Probability and MtG

Factual Questions
1

So I was playing a little Magic the Gathering with my friends, and an improbable situation came up, and we were wondering just how improbable it was.

First, the scenario: I have a deck built around making my opponent discard all their cards, so they have nothing to play. This can get frustrating for them, especially when I play Distress. The card is, well, distressing. As you may or may not know, it requires two black mana to play Distress, which means the soonest I can play it is my second turn. Which I did–five games in a row–which opened me up to facetious accusations of cheating.

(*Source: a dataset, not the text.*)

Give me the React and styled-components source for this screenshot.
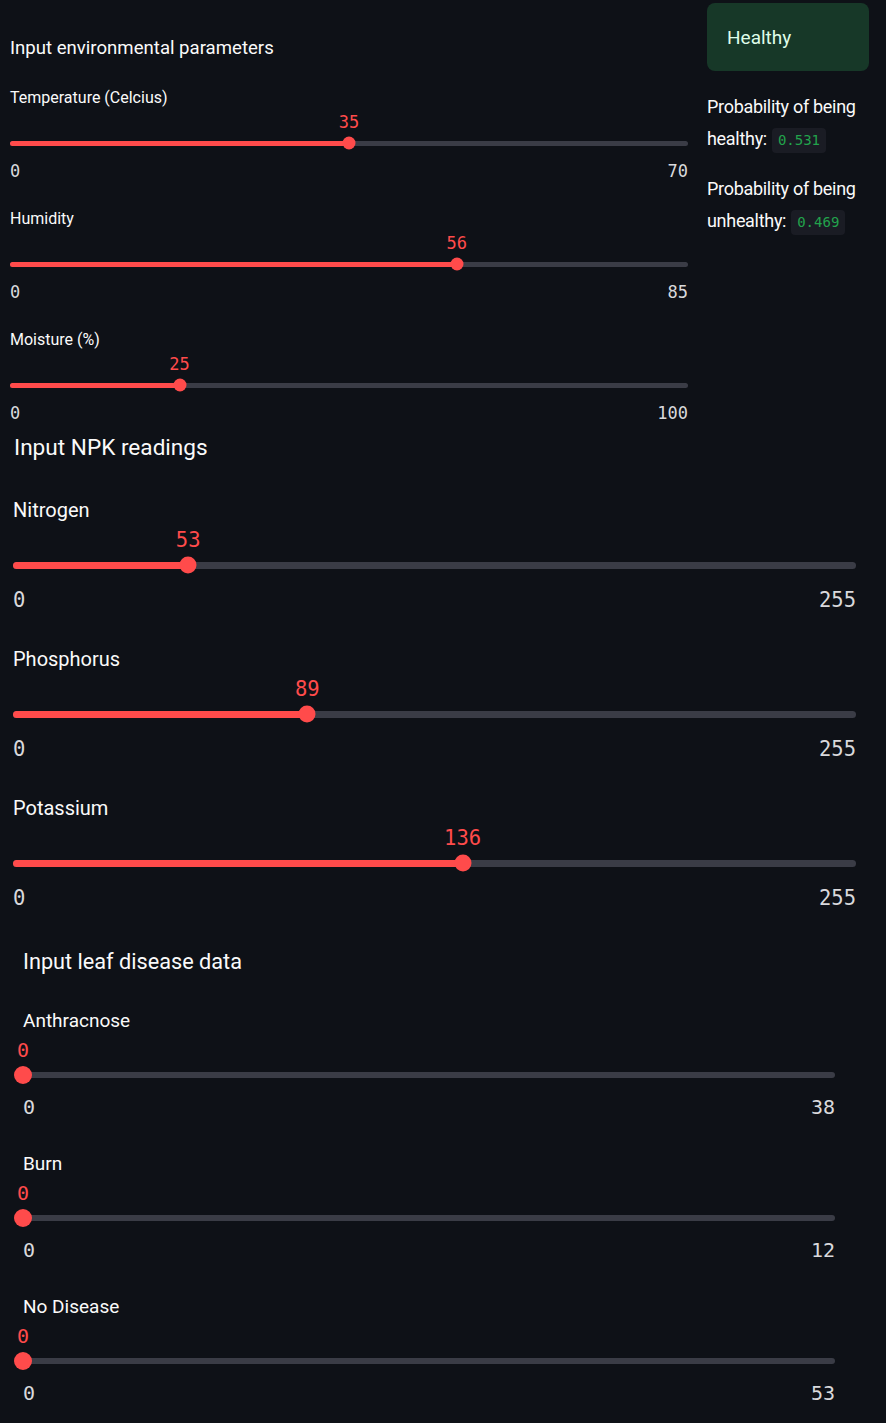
import React from "react";
import styled, { createGlobalStyle } from "styled-components";

const GlobalStyle = createGlobalStyle`
  body {
    margin: 0;
    background: #0e1117;
  }
`;

const SANS = `Roboto, "Noto Sans", sans-serif`;
const MONO = `"DejaVu Sans Mono", "Liberation Mono", monospace`;

// per section sizing (the three blocks are captured at different zoom levels)
const env = {
    label: 16, labelRow: 24, valueFont: 17, valueRow: 24, trackRow: 18,
    trackH: 5, thumb: 13, tickFont: 17, tickGap: 7, tickRow: 24, gap: 24
};
const npk = {
    label: 20, labelRow: 32, valueFont: 20.5, valueRow: 28, trackRow: 22,
    trackH: 7, thumb: 17, tickFont: 20.5, tickGap: 10, tickRow: 28, gap: 29
};
const leaf = {
    label: 19, labelRow: 30, valueFont: 20, valueRow: 28, trackRow: 22,
    trackH: 6, thumb: 18, tickFont: 20, tickGap: 7, tickRow: 28, gap: 28
};

const Slider = ({ label, value, min = 0, max, sz }) => {
    const pct = ((value - min) / (max - min)) * 100;
    return (
        <SliderBlock>
            <Label $sz={sz}>{label}</Label>
            <ValueRow $sz={sz}>
                <Value $sz={sz} style={{ left: pct + "%" }}>{value}</Value>
            </ValueRow>
            <TrackRow $sz={sz}>
                <Track $sz={sz}>
                    <Fill style={{ width: pct + "%" }} />
                    <Thumb $sz={sz} style={{ left: pct + "%" }} />
                </Track>
            </TrackRow>
            <Ticks $sz={sz}>
                <span>{min}</span>
                <span>{max}</span>
            </Ticks>
        </SliderBlock>
    );
};

export default function App() {
    return (
        <Page>
            <GlobalStyle />
            <TopRow>
                <LeftCol>
                    <Heading $size={18.6} $line={30} $bottom={23}>Input environmental parameters</Heading>
                    <SliderList $gap={env.gap}>
                        <Slider sz={env} label="Temperature (Celcius)" value={35} max={70} />
                        <Slider sz={env} label="Humidity" value={56} max={85} />
                        <Slider sz={env} label="Moisture (%)" value={25} max={100} />
                    </SliderList>
                </LeftCol>
                <RightCol>
                    <StatusBox>Healthy</StatusBox>
                    <ProbText>
                        Probability of being healthy:<Code>0.531</Code>
                    </ProbText>
                    <ProbText>
                        Probability of being unhealthy:<Code>0.469</Code>
                    </ProbText>
                </RightCol>
            </TopRow>

            <Section $left={13} $width={843} $top={6}>
                <Heading $size={22.6} $line={34} $bottom={29} $indent={1}>Input NPK readings</Heading>
                <SliderList $gap={npk.gap}>
                    <Slider sz={npk} label="Nitrogen" value={53} max={255} />
                    <Slider sz={npk} label="Phosphorus" value={89} max={255} />
                    <Slider sz={npk} label="Potassium" value={136} max={255} />
                </SliderList>
            </Section>

            <Section $left={23} $width={812} $top={34}>
                <Heading $size={21.7} $line={32} $bottom={28}>Input leaf disease data</Heading>
                <SliderList $gap={leaf.gap}>
                    <Slider sz={leaf} label="Anthracnose" value={0} max={38} />
                    <Slider sz={leaf} label="Burn" value={0} max={12} />
                    <Slider sz={leaf} label="No Disease" value={0} max={53} />
                </SliderList>
            </Section>
        </Page>
    );
}

const Page = styled.div`
    width: 886px;
    min-height: 1423px;
    background: #0e1117;
    color: #fafafa;
    font-family: ${SANS};
    overflow: hidden;
`;

const TopRow = styled.div`
    display: flex;
    gap: 19px;
    padding-left: 10px;
`;

const LeftCol = styled.div`
    width: 678px;
    padding-top: 33px;
`;

const RightCol = styled.div`
    width: 164px;
    padding-top: 3px;
`;

const Section = styled.div`
    width: ${p => p.$width}px;
    margin-left: ${p => p.$left}px;
    margin-top: ${p => p.$top}px;
`;

const Heading = styled.div`
    font-size: ${p => p.$size}px;
    line-height: ${p => p.$line}px;
    height: ${p => p.$line}px;
    margin-bottom: ${p => p.$bottom}px;
    padding-left: ${p => p.$indent || 0}px;
    white-space: nowrap;
`;

const SliderList = styled.div`
    display: flex;
    flex-direction: column;
    gap: ${p => p.$gap}px;
`;

const SliderBlock = styled.div`
    display: flex;
    flex-direction: column;
`;

const Label = styled.div`
    font-size: ${p => p.$sz.label}px;
    line-height: ${p => p.$sz.labelRow}px;
    height: ${p => p.$sz.labelRow}px;
    white-space: nowrap;
`;

const ValueRow = styled.div`
    position: relative;
    height: ${p => p.$sz.valueRow}px;
`;

const Value = styled.span`
    position: absolute;
    top: 0;
    transform: translateX(-50%);
    font-family: ${MONO};
    font-size: ${p => p.$sz.valueFont}px;
    line-height: ${p => p.$sz.valueRow}px;
    color: #ff4b4b;
    white-space: nowrap;
`;

const TrackRow = styled.div`
    height: ${p => p.$sz.trackRow}px;
    display: flex;
    align-items: center;
`;

const Track = styled.div`
    position: relative;
    width: 100%;
    height: ${p => p.$sz.trackH}px;
    border-radius: 4px;
    background: #3a3c46;
`;

const Fill = styled.div`
    height: 100%;
    border-radius: 4px;
    background: #ff4b4b;
`;

const Thumb = styled.div`
    position: absolute;
    top: 50%;
    width: ${p => p.$sz.thumb}px;
    height: ${p => p.$sz.thumb}px;
    border-radius: 50%;
    background: #ff4b4b;
    transform: translate(-50%, -50%);
`;

const Ticks = styled.div`
    display: flex;
    justify-content: space-between;
    margin-top: ${p => p.$sz.tickGap}px;
    height: ${p => p.$sz.tickRow}px;
    line-height: ${p => p.$sz.tickRow}px;
    font-family: ${MONO};
    font-size: ${p => p.$sz.tickFont}px;
    color: #d9d9dc;
`;

const StatusBox = styled.div`
    width: 162px;
    box-sizing: border-box;
    height: 68px;
    display: flex;
    align-items: center;
    padding-left: 20px;
    border-radius: 8px;
    background: #173828;
    color: #dffde9;
    font-size: 19px;
`;

const ProbText = styled.p`
    margin: 20px 0 0;
    font-size: 18px;
    letter-spacing: -0.3px;
    line-height: 32px;
    & + & {
        margin-top: 18px;
    }
`;

const Code = styled.code`
    display: inline-block;
    vertical-align: middle;
    margin-left: 5px;
    font-family: ${MONO};
    font-size: 14px;
    letter-spacing: 0;
    line-height: 25px;
    padding: 0 6px;
    border-radius: 4px;
    background: #1a1c24;
    color: #22a34c;
`;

We tried to figure out the chances… but failed pretty miserably. But, aha! My genius internet-friends on the Dope can solve this conundrum! So here’s the data:
To play Distress on my second turn, I need two Swamps and one Distress. I have four Distress and 22 Swamps in my deck of 60 cards. By the second turn, I will have drawn eight cards. So what are the chances of playing it. How about 5 games in a row?

Thanks guys.

(And, yes, I know that after I do it the 4th time the chances of a 5th are the same as the first… you know what I mean)

2

You really should cut down to a 45 card deck, assuming that’s still the minimum for most tournament play. Whoever figures out the odds for you should also figure out those odds for a 45 card deck so you can see the difference. Myself, I’ve never been one for probability problems.

3

It seems a little easier to calculate the odds of not drawing what you need than to calculate the odds of drawing those cards.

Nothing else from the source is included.